● **Problem to solve**: Reproduce each line from the records that holds "React".

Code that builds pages
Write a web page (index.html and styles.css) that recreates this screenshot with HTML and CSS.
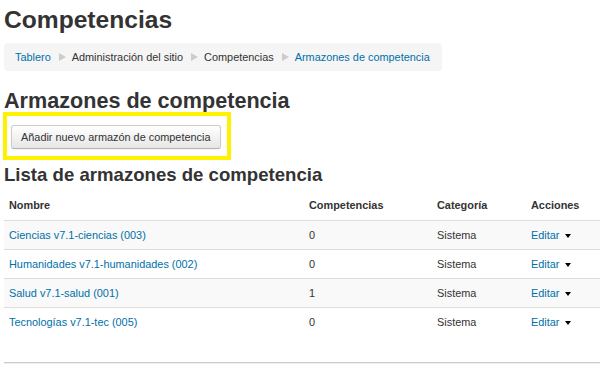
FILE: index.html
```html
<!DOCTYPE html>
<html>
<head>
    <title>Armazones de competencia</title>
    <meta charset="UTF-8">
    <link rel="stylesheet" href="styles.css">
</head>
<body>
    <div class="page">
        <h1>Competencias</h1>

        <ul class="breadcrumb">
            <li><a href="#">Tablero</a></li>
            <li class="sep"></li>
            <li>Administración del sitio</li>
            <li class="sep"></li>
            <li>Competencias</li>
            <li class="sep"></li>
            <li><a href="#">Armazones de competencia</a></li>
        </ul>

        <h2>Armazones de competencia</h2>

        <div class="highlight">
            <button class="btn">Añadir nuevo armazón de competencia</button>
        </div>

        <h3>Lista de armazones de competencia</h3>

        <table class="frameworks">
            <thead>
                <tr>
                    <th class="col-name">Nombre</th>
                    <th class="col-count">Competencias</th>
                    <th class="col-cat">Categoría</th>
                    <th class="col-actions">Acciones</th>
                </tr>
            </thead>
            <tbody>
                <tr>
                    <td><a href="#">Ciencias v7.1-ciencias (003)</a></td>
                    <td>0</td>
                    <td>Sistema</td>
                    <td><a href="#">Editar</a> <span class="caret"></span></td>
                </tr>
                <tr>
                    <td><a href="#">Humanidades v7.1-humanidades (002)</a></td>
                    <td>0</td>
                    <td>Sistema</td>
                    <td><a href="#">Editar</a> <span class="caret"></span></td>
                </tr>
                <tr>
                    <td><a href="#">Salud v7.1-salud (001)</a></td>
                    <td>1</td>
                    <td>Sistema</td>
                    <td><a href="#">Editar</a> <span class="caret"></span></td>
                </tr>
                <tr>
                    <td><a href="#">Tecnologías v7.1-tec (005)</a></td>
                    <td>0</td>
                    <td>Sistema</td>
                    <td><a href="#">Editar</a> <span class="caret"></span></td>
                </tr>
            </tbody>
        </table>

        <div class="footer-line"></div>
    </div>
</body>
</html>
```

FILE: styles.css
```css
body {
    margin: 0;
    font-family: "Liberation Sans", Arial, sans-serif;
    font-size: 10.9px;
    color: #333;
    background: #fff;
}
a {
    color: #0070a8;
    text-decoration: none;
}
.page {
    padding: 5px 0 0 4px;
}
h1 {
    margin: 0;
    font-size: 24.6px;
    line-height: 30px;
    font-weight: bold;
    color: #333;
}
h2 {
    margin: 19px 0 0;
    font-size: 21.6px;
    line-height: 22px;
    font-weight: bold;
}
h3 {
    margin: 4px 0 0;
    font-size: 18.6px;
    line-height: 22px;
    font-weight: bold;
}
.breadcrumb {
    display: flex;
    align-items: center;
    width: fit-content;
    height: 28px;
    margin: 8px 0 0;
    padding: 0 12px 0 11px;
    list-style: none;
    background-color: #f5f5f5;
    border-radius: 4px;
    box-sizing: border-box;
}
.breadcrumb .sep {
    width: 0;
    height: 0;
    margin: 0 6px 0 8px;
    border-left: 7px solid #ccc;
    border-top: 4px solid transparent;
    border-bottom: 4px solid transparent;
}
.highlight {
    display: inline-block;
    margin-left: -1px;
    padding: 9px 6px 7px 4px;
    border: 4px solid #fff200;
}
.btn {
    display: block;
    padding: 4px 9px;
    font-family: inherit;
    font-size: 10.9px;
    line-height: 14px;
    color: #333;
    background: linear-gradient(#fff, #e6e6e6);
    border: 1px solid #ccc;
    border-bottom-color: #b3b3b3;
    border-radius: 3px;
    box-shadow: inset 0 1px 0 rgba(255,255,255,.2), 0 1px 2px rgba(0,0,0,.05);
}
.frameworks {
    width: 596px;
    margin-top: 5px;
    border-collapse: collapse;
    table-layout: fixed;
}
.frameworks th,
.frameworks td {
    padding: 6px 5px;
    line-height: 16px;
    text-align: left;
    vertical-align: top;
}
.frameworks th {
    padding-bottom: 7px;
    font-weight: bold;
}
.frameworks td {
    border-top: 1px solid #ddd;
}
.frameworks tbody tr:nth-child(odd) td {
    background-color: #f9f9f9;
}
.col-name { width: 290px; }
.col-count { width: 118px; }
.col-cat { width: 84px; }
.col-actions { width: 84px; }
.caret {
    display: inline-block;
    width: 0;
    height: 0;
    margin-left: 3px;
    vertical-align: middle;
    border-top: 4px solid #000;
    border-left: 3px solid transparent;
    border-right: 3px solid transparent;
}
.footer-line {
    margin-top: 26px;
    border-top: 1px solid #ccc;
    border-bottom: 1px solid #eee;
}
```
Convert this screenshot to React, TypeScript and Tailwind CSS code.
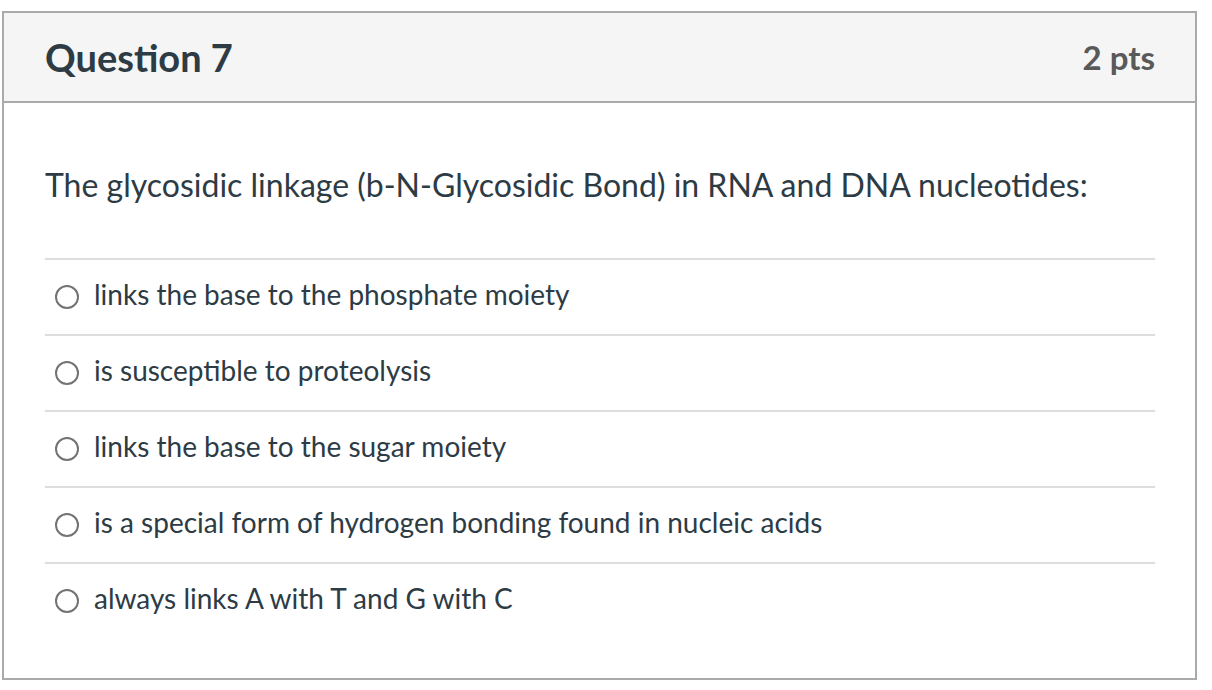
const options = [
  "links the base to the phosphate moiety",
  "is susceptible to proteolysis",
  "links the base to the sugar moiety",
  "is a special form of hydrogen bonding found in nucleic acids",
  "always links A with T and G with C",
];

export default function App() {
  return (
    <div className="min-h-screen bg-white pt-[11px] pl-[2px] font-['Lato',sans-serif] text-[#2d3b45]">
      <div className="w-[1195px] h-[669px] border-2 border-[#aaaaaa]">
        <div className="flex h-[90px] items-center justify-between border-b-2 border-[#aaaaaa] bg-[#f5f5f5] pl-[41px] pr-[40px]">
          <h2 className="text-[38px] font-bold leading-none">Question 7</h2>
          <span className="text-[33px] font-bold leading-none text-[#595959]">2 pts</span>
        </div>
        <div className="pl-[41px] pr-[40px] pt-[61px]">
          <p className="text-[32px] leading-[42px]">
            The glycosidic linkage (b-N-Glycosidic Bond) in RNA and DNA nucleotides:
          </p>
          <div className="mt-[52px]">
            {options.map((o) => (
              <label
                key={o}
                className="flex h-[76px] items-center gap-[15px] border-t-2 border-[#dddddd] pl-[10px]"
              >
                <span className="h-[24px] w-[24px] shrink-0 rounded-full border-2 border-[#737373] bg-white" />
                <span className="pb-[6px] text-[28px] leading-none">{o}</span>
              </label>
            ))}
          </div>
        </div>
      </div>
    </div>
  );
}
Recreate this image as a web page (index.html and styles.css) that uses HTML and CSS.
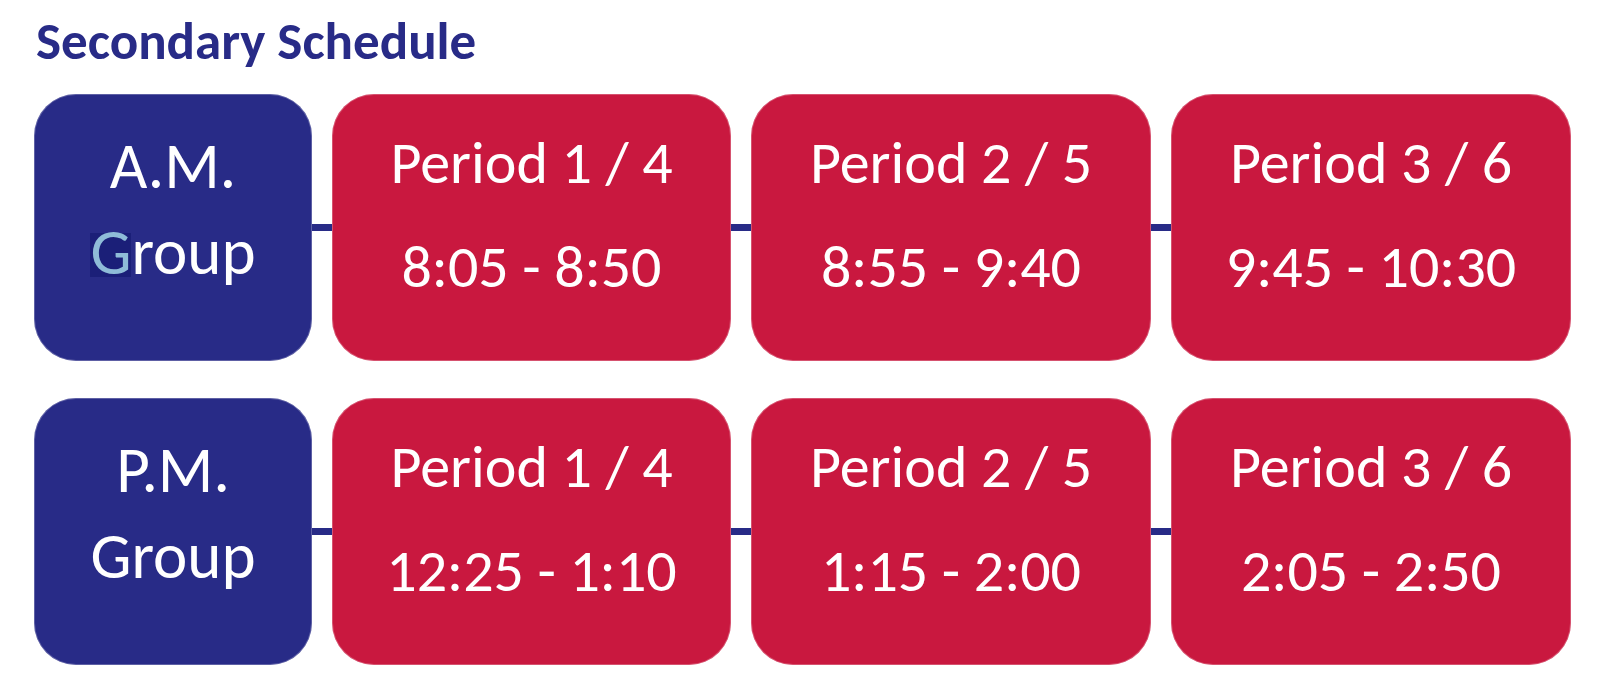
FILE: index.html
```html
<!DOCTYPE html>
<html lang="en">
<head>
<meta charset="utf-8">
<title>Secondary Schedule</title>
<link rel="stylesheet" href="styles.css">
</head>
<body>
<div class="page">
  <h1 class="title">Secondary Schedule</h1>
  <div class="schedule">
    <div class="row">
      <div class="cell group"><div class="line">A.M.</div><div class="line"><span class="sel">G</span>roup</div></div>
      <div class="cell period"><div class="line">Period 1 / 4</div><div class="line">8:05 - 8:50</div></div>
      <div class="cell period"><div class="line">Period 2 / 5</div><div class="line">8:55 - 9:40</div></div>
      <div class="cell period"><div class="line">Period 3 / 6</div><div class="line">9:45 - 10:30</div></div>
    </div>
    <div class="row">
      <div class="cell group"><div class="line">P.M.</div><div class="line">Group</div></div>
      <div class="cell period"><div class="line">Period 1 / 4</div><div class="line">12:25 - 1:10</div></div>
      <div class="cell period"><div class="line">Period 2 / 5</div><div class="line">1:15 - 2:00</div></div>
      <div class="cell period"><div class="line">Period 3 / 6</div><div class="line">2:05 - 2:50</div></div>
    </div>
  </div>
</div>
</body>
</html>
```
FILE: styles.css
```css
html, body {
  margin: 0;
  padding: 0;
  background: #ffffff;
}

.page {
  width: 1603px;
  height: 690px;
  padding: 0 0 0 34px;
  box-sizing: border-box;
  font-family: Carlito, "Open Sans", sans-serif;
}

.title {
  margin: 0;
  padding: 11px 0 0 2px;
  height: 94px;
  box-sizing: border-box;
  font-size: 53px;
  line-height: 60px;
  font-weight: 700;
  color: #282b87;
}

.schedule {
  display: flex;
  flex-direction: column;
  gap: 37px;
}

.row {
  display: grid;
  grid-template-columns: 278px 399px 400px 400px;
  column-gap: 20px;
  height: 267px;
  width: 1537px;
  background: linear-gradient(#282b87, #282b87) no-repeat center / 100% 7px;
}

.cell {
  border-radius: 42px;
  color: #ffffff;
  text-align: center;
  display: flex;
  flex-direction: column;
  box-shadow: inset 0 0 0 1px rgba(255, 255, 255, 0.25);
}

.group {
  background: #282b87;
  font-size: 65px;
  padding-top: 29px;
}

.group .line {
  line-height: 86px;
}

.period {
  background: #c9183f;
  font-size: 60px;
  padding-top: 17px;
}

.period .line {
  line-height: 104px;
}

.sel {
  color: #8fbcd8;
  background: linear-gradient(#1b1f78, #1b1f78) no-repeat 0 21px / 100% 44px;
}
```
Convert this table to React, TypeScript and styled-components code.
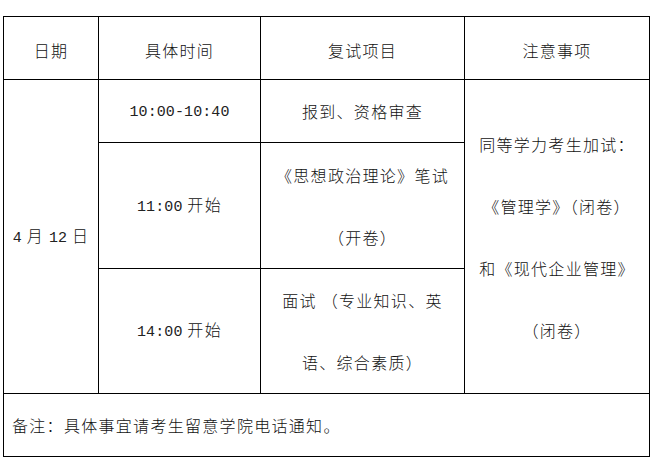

● **The reply**:
Convert this screenshot to React, TypeScript and Tailwind CSS code.
Convert this table to React, TypeScript and styled-components code.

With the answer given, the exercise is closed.